[What to produce] Copy the listing verbatim, excluding any images found in it.

········

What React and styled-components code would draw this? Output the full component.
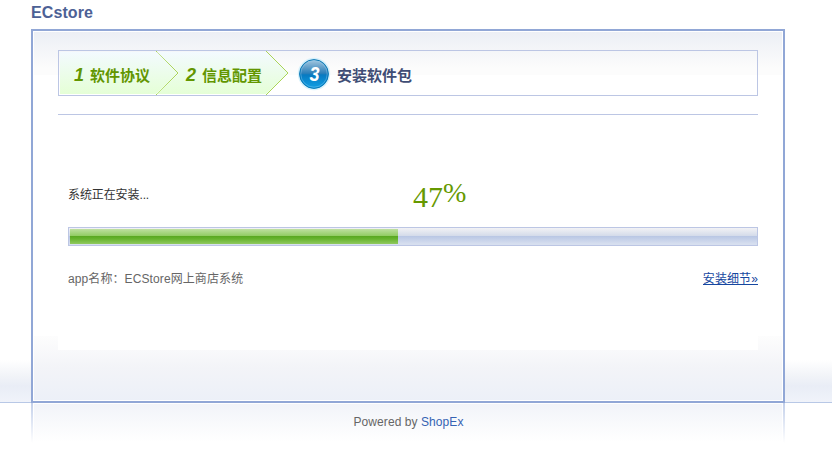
import React from "react";
import styled, { createGlobalStyle } from "styled-components";

const Global = createGlobalStyle`
  * { box-sizing: border-box; }
  body {
    margin: 0;
    background: #fff;
    font-family: "Liberation Sans", "Noto Sans CJK SC", sans-serif;
    font-size: 12px;
    overflow: hidden;
  }
`;

const Page = styled.div`
  width: 832px;
  height: 453px;
  overflow: hidden;
  white-space: nowrap;
`;

const Title = styled.h1`
  margin: 0;
  height: 29px;
  padding: 3px 0 0 31px;
  font-size: 16px;
  line-height: 19px;
  font-weight: bold;
  letter-spacing: 0.1px;
  color: #4d6195;
`;

const Stage = styled.div`
  height: 374px;
  padding: 0 47px 0 31px;
  background:
    linear-gradient(#b8c8e6, #b8c8e6) 0 100% / 100% 1px no-repeat,
    linear-gradient(#ffffff, #f2f4f8 36%, #e9edf6 62%, #f0f3fa) 0 331px / 100% 42px no-repeat;
`;

const Panel = styled.main`
  height: 374px;
  border: 2px solid #91a7d6;
  padding: 1px;
  background: #fff;
`;

const PanelInner = styled.div`
  height: 368px;
  padding: 18px 24px 0;
  background:
    linear-gradient(#eceff5, #fcfcfc 85%) 0 0 / 100% 43px no-repeat,
    linear-gradient(#fdfdfd, #f3f4f8 48%, #ecf0f8) 0 304px / 100% 65px no-repeat;
`;

const Steps = styled.ol`
  display: flex;
  height: 46px;
  margin: 0;
  padding: 0;
  list-style: none;
  border: 1px solid #bcc6e4;
`;

const Step = styled.li`
  display: flex;
  position: relative;
  width: ${(p) => p.$width}px;
  height: 44px;
  color: ${(p) => (p.$done ? "#629600" : "#404d75")};
  font-weight: bold;
`;

const StepShape = styled.svg`
  position: absolute;
  top: 0;
  left: 0;
  overflow: visible;
`;

const StepNumber = styled.span`
  position: relative;
  width: 16px;
  margin-left: ${(p) => p.$indent}px;
  font-size: 18px;
  line-height: 20px;
  padding-top: 14px;
  font-style: italic;
`;

const StepLabel = styled.span`
  position: relative;
  padding-top: 15px;
  font-size: 15px;
  line-height: 20px;
`;

const Badge = styled.svg`
  margin: 6px 6px 0 18px;
  flex: none;
`;

const Content = styled.section`
  height: 236px;
  margin-top: 18px;
  padding-left: 10px;
  border-top: 1px solid #bcc6e4;
  background: #fff;
`;

const Status = styled.div`
  display: flex;
  height: 112px;
  color: #333;
`;

const StatusText = styled.div`
  width: 345px;
  padding-top: 72px;
  line-height: 16px;
  letter-spacing: -0.1px;
`;

const Percent = styled.div`
  display: flex;
  padding-top: 63px;
  font-family: "Liberation Serif", serif;
  font-size: 30px;
  line-height: 30px;
  color: #669900;
`;

const Digits = styled.span`
  padding-top: 4px;
`;

const Sign = styled.span`
  font-size: 28px;
  line-height: 30px;
`;

const Track = styled.div`
  height: 19px;
  padding: 1px;
  border: 1px solid #bcc6e4;
  background: linear-gradient(#f2f2f5, #d4dbea 46%, #b8c6e4 47%, #d7dfef 94%);
`;

const Fill = styled.div`
  width: 328px;
  height: 15px;
  background: linear-gradient(#bfe0a1, #91cc63 46%, #58a720 47%, #66b32e 65%, #90c95f);
`;

const Details = styled.div`
  display: flex;
  justify-content: space-between;
  padding-top: 25px;
  line-height: 16px;
  color: #666;
`;

const AppName = styled.span`
  letter-spacing: 0.1px;
`;

const DetailLink = styled.a`
  height: 14px;
  line-height: 16px;
  border-bottom: 1px solid #1647a0;
  letter-spacing: 0.1px;
  color: #1647a0;
`;

const Footer = styled.footer`
  width: 754px;
  height: 41px;
  margin-left: 31px;
  padding: 11px 0 0 1px;
  text-align: center;
  line-height: 16px;
  letter-spacing: 0.07px;
  color: #666;
  background:
    linear-gradient(#c3d0ea, #fff) 0 0 / 2px 40px no-repeat,
    linear-gradient(#c3d0ea, #fff) 100% 0 / 2px 40px no-repeat,
    linear-gradient(#f2f4f9, #fff) 3px 1px / 748px 38px no-repeat;
`;

const Brand = styled.a`
  color: #3563b3;
`;

function DoneStep({ number, label, width, numberIndent, overlap }) {
  const edge = width - 13;
  const tip = width + 9;
  return (
    <Step $done $width={width}>
      <StepShape width={width + 14} height="44" viewBox={`0 0 ${width + 14} 44`}>
        <defs>
          <linearGradient id={`step${number}`} x1="0" y1="0" x2="0" y2="1">
            <stop offset="0" stopColor="#f3faff" />
            <stop offset="1" stopColor="#e5ffd6" />
          </linearGradient>
        </defs>
        <path
          d={overlap
            ? `M-12 1H${edge}L${tip} 22L${edge} 43H-12L10 22Z`
            : `M1 1H${edge}L${tip} 22L${edge} 43H1Z`}
          fill={`url(#step${number})`}
        />
        <path d={`M${edge} 0L${tip} 22L${edge} 44`} fill="none" stroke="#aad458" />
      </StepShape>
      <StepNumber $indent={numberIndent}>{number}</StepNumber>
      <StepLabel>{label}</StepLabel>
    </Step>
  );
}

export default function App() {
  return (
    <>
      <Global />
      <Page>
        <Title>ECstore</Title>
        <Stage>
          <Panel>
            <PanelInner>
              <Steps>
                <DoneStep number="1" label="软件协议" width={110} numberIndent={15} />
                <DoneStep number="2" label="信息配置" width={110} numberIndent={17} overlap />
                <Step $width={200}>
                  <Badge width="34" height="34" viewBox="0 0 34 34">
                    <defs>
                      <linearGradient id="badge" x1="0" y1="0" x2="0" y2="1">
                        <stop offset="0" stopColor="#a7c8df" />
                        <stop offset="0.48" stopColor="#297eb9" />
                        <stop offset="0.53" stopColor="#077ac1" />
                        <stop offset="1" stopColor="#10a0e5" />
                      </linearGradient>
                    </defs>
                    <circle cx="17" cy="17" r="16.2" fill="#c7edfb" opacity="0.7" />
                    <circle cx="17" cy="17" r="14.4" fill="url(#badge)" stroke="#0879b7" strokeWidth="1" />
                    <circle cx="17" cy="17" r="13.2" fill="none" stroke="#8dcbed" strokeWidth="0.7" opacity="0.6" />
                    <text x="17.5" y="23.5" textAnchor="middle" textLength="10" lengthAdjust="spacingAndGlyphs" fontFamily="Liberation Sans" fontSize="20" fontWeight="bold" fontStyle="italic" fill="#fff">3</text>
                  </Badge>
                  <StepLabel>安装软件包</StepLabel>
                </Step>
              </Steps>
              <Content>
                <Status>
                  <StatusText>系统正在安装...</StatusText>
                  <Percent>
                    <Digits>47</Digits>
                    <Sign>%</Sign>
                  </Percent>
                </Status>
                <Track>
                  <Fill />
                </Track>
                <Details>
                  <AppName>app名称：ECStore网上商店系统</AppName>
                  <DetailLink>安装细节»</DetailLink>
                </Details>
              </Content>
            </PanelInner>
          </Panel>
        </Stage>
        <Footer>
          Powered by <Brand>ShopEx</Brand>
        </Footer>
      </Page>
    </>
  );
}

········

[Answer in full]
What React and styled-components code would draw this? Output the full component.
import React from "react";
import styled, { createGlobalStyle } from "styled-components";

const Global = createGlobalStyle`
  * { box-sizing: border-box; }
  body {
    margin: 0;
    background: #fff;
    font-family: "Liberation Sans", "Noto Sans CJK SC", sans-serif;
    font-size: 12px;
    overflow: hidden;
  }
`;

const Page = styled.div`
  width: 832px;
  height: 453px;
  overflow: hidden;
  white-space: nowrap;
`;

const Title = styled.h1`
  margin: 0;
  height: 29px;
  padding: 3px 0 0 31px;
  font-size: 16px;
  line-height: 19px;
  font-weight: bold;
  letter-spacing: 0.1px;
  color: #4d6195;
`;

const Stage = styled.div`
  height: 374px;
  padding: 0 47px 0 31px;
  background:
    linear-gradient(#b8c8e6, #b8c8e6) 0 100% / 100% 1px no-repeat,
    linear-gradient(#ffffff, #f2f4f8 36%, #e9edf6 62%, #f0f3fa) 0 331px / 100% 42px no-repeat;
`;

const Panel = styled.main`
  height: 374px;
  border: 2px solid #91a7d6;
  padding: 1px;
  background: #fff;
`;

const PanelInner = styled.div`
  height: 368px;
  padding: 18px 24px 0;
  background:
    linear-gradient(#eceff5, #fcfcfc 85%) 0 0 / 100% 43px no-repeat,
    linear-gradient(#fdfdfd, #f3f4f8 48%, #ecf0f8) 0 304px / 100% 65px no-repeat;
`;

const Steps = styled.ol`
  display: flex;
  height: 46px;
  margin: 0;
  padding: 0;
  list-style: none;
  border: 1px solid #bcc6e4;
`;

const Step = styled.li`
  display: flex;
  position: relative;
  width: ${(p) => p.$width}px;
  height: 44px;
  color: ${(p) => (p.$done ? "#629600" : "#404d75")};
  font-weight: bold;
`;

const StepShape = styled.svg`
  position: absolute;
  top: 0;
  left: 0;
  overflow: visible;
`;

const StepNumber = styled.span`
  position: relative;
  width: 16px;
  margin-left: ${(p) => p.$indent}px;
  font-size: 18px;
  line-height: 20px;
  padding-top: 14px;
  font-style: italic;
`;

const StepLabel = styled.span`
  position: relative;
  padding-top: 15px;
  font-size: 15px;
  line-height: 20px;
`;

const Badge = styled.svg`
  margin: 6px 6px 0 18px;
  flex: none;
`;

const Content = styled.section`
  height: 236px;
  margin-top: 18px;
  padding-left: 10px;
  border-top: 1px solid #bcc6e4;
  background: #fff;
`;

const Status = styled.div`
  display: flex;
  height: 112px;
  color: #333;
`;

const StatusText = styled.div`
  width: 345px;
  padding-top: 72px;
  line-height: 16px;
  letter-spacing: -0.1px;
`;

const Percent = styled.div`
  display: flex;
  padding-top: 63px;
  font-family: "Liberation Serif", serif;
  font-size: 30px;
  line-height: 30px;
  color: #669900;
`;

const Digits = styled.span`
  padding-top: 4px;
`;

const Sign = styled.span`
  font-size: 28px;
  line-height: 30px;
`;

const Track = styled.div`
  height: 19px;
  padding: 1px;
  border: 1px solid #bcc6e4;
  background: linear-gradient(#f2f2f5, #d4dbea 46%, #b8c6e4 47%, #d7dfef 94%);
`;

const Fill = styled.div`
  width: 328px;
  height: 15px;
  background: linear-gradient(#bfe0a1, #91cc63 46%, #58a720 47%, #66b32e 65%, #90c95f);
`;

const Details = styled.div`
  display: flex;
  justify-content: space-between;
  padding-top: 25px;
  line-height: 16px;
  color: #666;
`;

const AppName = styled.span`
  letter-spacing: 0.1px;
`;

const DetailLink = styled.a`
  height: 14px;
  line-height: 16px;
  border-bottom: 1px solid #1647a0;
  letter-spacing: 0.1px;
  color: #1647a0;
`;

const Footer = styled.footer`
  width: 754px;
  height: 41px;
  margin-left: 31px;
  padding: 11px 0 0 1px;
  text-align: center;
  line-height: 16px;
  letter-spacing: 0.07px;
  color: #666;
  background:
    linear-gradient(#c3d0ea, #fff) 0 0 / 2px 40px no-repeat,
    linear-gradient(#c3d0ea, #fff) 100% 0 / 2px 40px no-repeat,
    linear-gradient(#f2f4f9, #fff) 3px 1px / 748px 38px no-repeat;
`;

const Brand = styled.a`
  color: #3563b3;
`;

function DoneStep({ number, label, width, numberIndent, overlap }) {
  const edge = width - 13;
  const tip = width + 9;
  return (
    <Step $done $width={width}>
      <StepShape width={width + 14} height="44" viewBox={`0 0 ${width + 14} 44`}>
        <defs>
          <linearGradient id={`step${number}`} x1="0" y1="0" x2="0" y2="1">
            <stop offset="0" stopColor="#f3faff" />
            <stop offset="1" stopColor="#e5ffd6" />
          </linearGradient>
        </defs>
        <path
          d={overlap
            ? `M-12 1H${edge}L${tip} 22L${edge} 43H-12L10 22Z`
            : `M1 1H${edge}L${tip} 22L${edge} 43H1Z`}
          fill={`url(#step${number})`}
        />
        <path d={`M${edge} 0L${tip} 22L${edge} 44`} fill="none" stroke="#aad458" />
      </StepShape>
      <StepNumber $indent={numberIndent}>{number}</StepNumber>
      <StepLabel>{label}</StepLabel>
    </Step>
  );
}

export default function App() {
  return (
    <>
      <Global />
      <Page>
        <Title>ECstore</Title>
        <Stage>
          <Panel>
            <PanelInner>
              <Steps>
                <DoneStep number="1" label="软件协议" width={110} numberIndent={15} />
                <DoneStep number="2" label="信息配置" width={110} numberIndent={17} overlap />
                <Step $width={200}>
                  <Badge width="34" height="34" viewBox="0 0 34 34">
                    <defs>
                      <linearGradient id="badge" x1="0" y1="0" x2="0" y2="1">
                        <stop offset="0" stopColor="#a7c8df" />
                        <stop offset="0.48" stopColor="#297eb9" />
                        <stop offset="0.53" stopColor="#077ac1" />
                        <stop offset="1" stopColor="#10a0e5" />
                      </linearGradient>
                    </defs>
                    <circle cx="17" cy="17" r="16.2" fill="#c7edfb" opacity="0.7" />
                    <circle cx="17" cy="17" r="14.4" fill="url(#badge)" stroke="#0879b7" strokeWidth="1" />
                    <circle cx="17" cy="17" r="13.2" fill="none" stroke="#8dcbed" strokeWidth="0.7" opacity="0.6" />
                    <text x="17.5" y="23.5" textAnchor="middle" textLength="10" lengthAdjust="spacingAndGlyphs" fontFamily="Liberation Sans" fontSize="20" fontWeight="bold" fontStyle="italic" fill="#fff">3</text>
                  </Badge>
                  <StepLabel>安装软件包</StepLabel>
                </Step>
              </Steps>
              <Content>
                <Status>
                  <StatusText>系统正在安装...</StatusText>
                  <Percent>
                    <Digits>47</Digits>
                    <Sign>%</Sign>
                  </Percent>
                </Status>
                <Track>
                  <Fill />
                </Track>
                <Details>
                  <AppName>app名称：ECStore网上商店系统</AppName>
                  <DetailLink>安装细节»</DetailLink>
                </Details>
              </Content>
            </PanelInner>
          </Panel>
        </Stage>
        <Footer>
          Powered by <Brand>ShopEx</Brand>
        </Footer>
      </Page>
    </>
  );
}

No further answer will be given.